— Start of GIVEN DATA —
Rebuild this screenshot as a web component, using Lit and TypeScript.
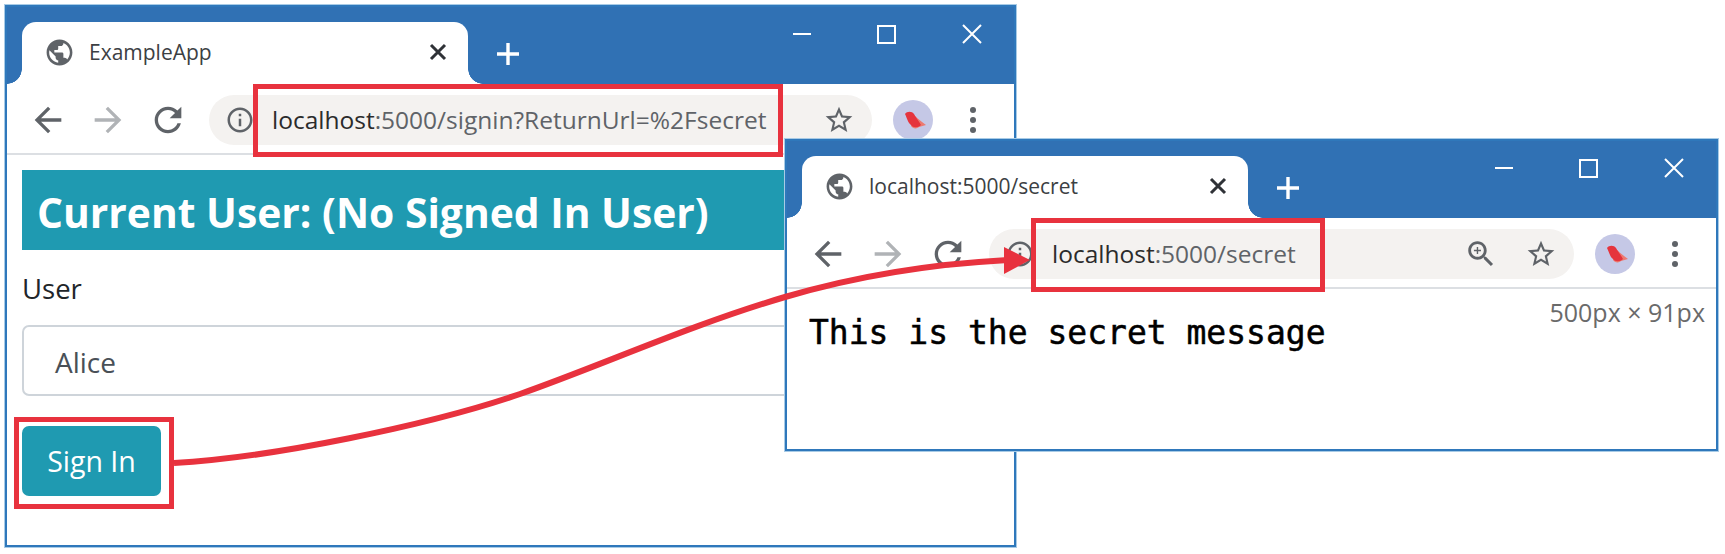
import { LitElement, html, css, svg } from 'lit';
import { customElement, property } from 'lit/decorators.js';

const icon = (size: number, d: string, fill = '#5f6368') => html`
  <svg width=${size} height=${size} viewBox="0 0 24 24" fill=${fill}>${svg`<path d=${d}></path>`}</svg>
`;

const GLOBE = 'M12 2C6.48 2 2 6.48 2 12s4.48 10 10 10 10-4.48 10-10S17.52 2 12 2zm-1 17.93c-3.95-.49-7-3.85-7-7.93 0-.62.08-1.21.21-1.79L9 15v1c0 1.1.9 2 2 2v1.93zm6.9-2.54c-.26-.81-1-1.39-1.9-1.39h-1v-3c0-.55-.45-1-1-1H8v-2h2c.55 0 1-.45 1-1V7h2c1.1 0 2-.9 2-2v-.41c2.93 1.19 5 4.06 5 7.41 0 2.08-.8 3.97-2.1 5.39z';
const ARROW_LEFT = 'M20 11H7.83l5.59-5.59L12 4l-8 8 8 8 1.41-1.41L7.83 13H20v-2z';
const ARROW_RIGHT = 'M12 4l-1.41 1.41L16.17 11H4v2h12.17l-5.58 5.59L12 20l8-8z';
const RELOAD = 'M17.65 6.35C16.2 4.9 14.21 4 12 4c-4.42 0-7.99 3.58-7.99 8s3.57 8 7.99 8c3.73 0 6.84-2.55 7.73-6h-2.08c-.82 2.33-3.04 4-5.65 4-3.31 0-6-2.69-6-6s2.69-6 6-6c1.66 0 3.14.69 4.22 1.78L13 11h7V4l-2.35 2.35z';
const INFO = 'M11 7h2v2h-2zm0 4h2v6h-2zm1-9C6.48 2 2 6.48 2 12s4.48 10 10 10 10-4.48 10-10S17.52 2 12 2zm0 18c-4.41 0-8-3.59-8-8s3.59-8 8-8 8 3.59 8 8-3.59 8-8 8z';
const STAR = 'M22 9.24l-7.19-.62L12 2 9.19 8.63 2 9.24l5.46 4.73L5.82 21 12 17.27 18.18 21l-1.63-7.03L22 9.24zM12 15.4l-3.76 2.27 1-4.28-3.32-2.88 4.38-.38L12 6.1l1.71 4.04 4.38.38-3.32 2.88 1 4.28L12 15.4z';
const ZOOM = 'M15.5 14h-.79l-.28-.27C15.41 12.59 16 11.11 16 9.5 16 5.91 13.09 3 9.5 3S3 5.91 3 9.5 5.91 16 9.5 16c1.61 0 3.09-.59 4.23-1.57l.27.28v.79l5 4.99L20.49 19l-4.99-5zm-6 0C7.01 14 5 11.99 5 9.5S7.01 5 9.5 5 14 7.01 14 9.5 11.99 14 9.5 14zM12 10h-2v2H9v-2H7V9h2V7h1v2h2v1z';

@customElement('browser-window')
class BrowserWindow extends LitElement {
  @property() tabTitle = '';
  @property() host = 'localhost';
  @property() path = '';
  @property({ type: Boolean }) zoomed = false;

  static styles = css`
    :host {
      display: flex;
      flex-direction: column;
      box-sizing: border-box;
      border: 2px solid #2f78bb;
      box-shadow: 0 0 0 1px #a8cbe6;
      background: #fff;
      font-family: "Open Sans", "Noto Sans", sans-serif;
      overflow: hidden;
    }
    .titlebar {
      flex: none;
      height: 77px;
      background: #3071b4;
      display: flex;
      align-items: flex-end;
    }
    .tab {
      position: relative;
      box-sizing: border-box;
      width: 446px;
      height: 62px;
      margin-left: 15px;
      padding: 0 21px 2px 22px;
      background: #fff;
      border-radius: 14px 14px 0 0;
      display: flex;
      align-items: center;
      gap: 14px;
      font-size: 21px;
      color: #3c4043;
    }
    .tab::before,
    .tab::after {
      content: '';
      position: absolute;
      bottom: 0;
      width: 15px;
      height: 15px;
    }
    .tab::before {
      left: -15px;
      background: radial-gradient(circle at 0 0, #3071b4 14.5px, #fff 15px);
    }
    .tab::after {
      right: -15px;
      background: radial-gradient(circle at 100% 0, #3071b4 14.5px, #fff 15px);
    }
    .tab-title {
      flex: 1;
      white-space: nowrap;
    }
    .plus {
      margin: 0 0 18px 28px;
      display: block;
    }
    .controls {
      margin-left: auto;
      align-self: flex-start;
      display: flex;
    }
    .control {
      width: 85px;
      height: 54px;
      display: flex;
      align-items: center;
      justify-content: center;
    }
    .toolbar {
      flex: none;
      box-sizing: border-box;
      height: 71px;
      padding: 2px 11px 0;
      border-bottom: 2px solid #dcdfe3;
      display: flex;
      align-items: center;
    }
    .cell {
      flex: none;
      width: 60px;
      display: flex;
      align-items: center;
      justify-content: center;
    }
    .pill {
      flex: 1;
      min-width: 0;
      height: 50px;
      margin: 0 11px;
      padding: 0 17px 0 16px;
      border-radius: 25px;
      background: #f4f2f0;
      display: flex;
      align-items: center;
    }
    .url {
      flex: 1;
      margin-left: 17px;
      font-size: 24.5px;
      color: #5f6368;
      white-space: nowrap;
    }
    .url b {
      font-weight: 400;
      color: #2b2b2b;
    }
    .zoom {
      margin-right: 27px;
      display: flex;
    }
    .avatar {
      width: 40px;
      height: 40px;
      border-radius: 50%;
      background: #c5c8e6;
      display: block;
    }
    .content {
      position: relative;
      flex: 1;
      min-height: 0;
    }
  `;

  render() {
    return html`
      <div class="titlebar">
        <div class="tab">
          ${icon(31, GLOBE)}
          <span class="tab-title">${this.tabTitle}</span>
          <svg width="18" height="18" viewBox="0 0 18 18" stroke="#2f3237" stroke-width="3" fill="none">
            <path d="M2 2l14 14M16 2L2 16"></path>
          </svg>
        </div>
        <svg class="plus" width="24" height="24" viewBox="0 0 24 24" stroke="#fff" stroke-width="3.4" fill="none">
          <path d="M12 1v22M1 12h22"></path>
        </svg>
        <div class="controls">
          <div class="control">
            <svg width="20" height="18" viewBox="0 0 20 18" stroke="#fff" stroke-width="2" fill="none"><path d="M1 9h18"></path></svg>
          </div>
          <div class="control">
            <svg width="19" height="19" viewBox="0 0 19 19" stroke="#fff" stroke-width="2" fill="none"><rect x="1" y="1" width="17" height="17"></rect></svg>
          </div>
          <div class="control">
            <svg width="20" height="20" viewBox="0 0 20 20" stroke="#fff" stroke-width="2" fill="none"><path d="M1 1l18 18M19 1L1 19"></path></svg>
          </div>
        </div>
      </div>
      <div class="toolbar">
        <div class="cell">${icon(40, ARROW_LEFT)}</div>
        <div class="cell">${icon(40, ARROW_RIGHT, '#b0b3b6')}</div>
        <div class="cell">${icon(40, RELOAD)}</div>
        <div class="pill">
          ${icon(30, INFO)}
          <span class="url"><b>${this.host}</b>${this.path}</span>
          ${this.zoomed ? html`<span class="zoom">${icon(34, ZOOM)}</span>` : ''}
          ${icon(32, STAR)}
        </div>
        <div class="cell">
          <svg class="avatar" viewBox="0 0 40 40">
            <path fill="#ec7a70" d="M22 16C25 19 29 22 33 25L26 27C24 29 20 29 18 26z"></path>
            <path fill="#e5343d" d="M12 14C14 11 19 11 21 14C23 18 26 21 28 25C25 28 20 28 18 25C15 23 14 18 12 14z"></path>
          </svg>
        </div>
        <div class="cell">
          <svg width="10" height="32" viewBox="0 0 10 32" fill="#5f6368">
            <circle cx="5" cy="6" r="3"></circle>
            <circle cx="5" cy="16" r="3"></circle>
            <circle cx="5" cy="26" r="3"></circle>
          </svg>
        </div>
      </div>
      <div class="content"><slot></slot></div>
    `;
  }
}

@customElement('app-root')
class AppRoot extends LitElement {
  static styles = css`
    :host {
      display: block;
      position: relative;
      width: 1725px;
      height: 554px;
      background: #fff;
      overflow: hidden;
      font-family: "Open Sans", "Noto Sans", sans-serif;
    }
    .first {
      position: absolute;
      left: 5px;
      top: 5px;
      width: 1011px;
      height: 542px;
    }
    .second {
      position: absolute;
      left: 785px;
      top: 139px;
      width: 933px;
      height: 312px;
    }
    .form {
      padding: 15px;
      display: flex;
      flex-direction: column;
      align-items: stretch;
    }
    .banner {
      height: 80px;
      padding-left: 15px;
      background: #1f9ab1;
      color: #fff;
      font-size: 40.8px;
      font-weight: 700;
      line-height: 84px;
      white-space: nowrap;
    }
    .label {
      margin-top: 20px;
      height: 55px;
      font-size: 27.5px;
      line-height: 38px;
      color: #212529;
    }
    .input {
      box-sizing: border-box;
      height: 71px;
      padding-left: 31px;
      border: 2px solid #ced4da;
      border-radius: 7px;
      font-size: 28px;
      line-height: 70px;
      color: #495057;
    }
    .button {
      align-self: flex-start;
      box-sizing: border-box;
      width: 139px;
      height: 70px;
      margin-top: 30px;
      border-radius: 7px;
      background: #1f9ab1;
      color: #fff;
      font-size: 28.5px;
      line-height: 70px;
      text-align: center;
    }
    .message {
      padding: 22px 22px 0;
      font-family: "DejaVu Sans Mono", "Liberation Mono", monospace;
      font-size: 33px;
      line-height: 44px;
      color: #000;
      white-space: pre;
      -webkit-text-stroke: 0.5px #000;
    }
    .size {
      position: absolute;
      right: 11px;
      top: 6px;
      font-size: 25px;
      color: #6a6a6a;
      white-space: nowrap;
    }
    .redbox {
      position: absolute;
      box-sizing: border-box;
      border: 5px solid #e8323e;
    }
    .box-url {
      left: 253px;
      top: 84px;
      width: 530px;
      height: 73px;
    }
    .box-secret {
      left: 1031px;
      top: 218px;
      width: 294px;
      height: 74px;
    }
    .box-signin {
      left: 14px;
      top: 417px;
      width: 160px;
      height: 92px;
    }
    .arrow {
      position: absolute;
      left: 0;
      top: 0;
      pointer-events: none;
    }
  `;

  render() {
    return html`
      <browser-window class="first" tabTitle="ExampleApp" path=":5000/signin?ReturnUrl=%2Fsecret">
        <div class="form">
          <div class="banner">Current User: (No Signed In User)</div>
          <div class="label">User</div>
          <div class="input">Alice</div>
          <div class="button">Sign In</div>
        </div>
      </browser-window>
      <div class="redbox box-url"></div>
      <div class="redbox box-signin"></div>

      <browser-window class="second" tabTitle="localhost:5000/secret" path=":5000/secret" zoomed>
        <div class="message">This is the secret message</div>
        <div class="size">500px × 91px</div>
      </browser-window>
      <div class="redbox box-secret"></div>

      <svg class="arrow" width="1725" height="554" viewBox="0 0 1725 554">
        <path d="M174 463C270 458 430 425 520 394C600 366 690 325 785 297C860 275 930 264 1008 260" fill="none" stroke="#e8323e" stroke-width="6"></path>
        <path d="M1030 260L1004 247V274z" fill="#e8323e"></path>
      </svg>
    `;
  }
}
— End of GIVEN DATA —
> [PROBLEM DESCRIPTION]: Return, unchanged, the lines from the first line of the material through the line that holds "const ZOOM = 'M15.5", inclusive, omitting pictures.

> [TASK RESPONSE]:
Rebuild this screenshot as a web component, using Lit and TypeScript.
import { LitElement, html, css, svg } from 'lit';
import { customElement, property } from 'lit/decorators.js';

const icon = (size: number, d: string, fill = '#5f6368') => html`
  <svg width=${size} height=${size} viewBox="0 0 24 24" fill=${fill}>${svg`<path d=${d}></path>`}</svg>
`;

const GLOBE = 'M12 2C6.48 2 2 6.48 2 12s4.48 10 10 10 10-4.48 10-10S17.52 2 12 2zm-1 17.93c-3.95-.49-7-3.85-7-7.93 0-.62.08-1.21.21-1.79L9 15v1c0 1.1.9 2 2 2v1.93zm6.9-2.54c-.26-.81-1-1.39-1.9-1.39h-1v-3c0-.55-.45-1-1-1H8v-2h2c.55 0 1-.45 1-1V7h2c1.1 0 2-.9 2-2v-.41c2.93 1.19 5 4.06 5 7.41 0 2.08-.8 3.97-2.1 5.39z';
const ARROW_LEFT = 'M20 11H7.83l5.59-5.59L12 4l-8 8 8 8 1.41-1.41L7.83 13H20v-2z';
const ARROW_RIGHT = 'M12 4l-1.41 1.41L16.17 11H4v2h12.17l-5.58 5.59L12 20l8-8z';
const RELOAD = 'M17.65 6.35C16.2 4.9 14.21 4 12 4c-4.42 0-7.99 3.58-7.99 8s3.57 8 7.99 8c3.73 0 6.84-2.55 7.73-6h-2.08c-.82 2.33-3.04 4-5.65 4-3.31 0-6-2.69-6-6s2.69-6 6-6c1.66 0 3.14.69 4.22 1.78L13 11h7V4l-2.35 2.35z';
const INFO = 'M11 7h2v2h-2zm0 4h2v6h-2zm1-9C6.48 2 2 6.48 2 12s4.48 10 10 10 10-4.48 10-10S17.52 2 12 2zm0 18c-4.41 0-8-3.59-8-8s3.59-8 8-8 8 3.59 8 8-3.59 8-8 8z';
const STAR = 'M22 9.24l-7.19-.62L12 2 9.19 8.63 2 9.24l5.46 4.73L5.82 21 12 17.27 18.18 21l-1.63-7.03L22 9.24zM12 15.4l-3.76 2.27 1-4.28-3.32-2.88 4.38-.38L12 6.1l1.71 4.04 4.38.38-3.32 2.88 1 4.28L12 15.4z';
const ZOOM = 'M15.5 14h-.79l-.28-.27C15.41 12.59 16 11.11 16 9.5 16 5.91 13.09 3 9.5 3S3 5.91 3 9.5 5.91 16 9.5 16c1.61 0 3.09-.59 4.23-1.57l.27.28v.79l5 4.99L20.49 19l-4.99-5zm-6 0C7.01 14 5 11.99 5 9.5S7.01 5 9.5 5 14 7.01 14 9.5 11.99 14 9.5 14zM12 10h-2v2H9v-2H7V9h2V7h1v2h2v1z';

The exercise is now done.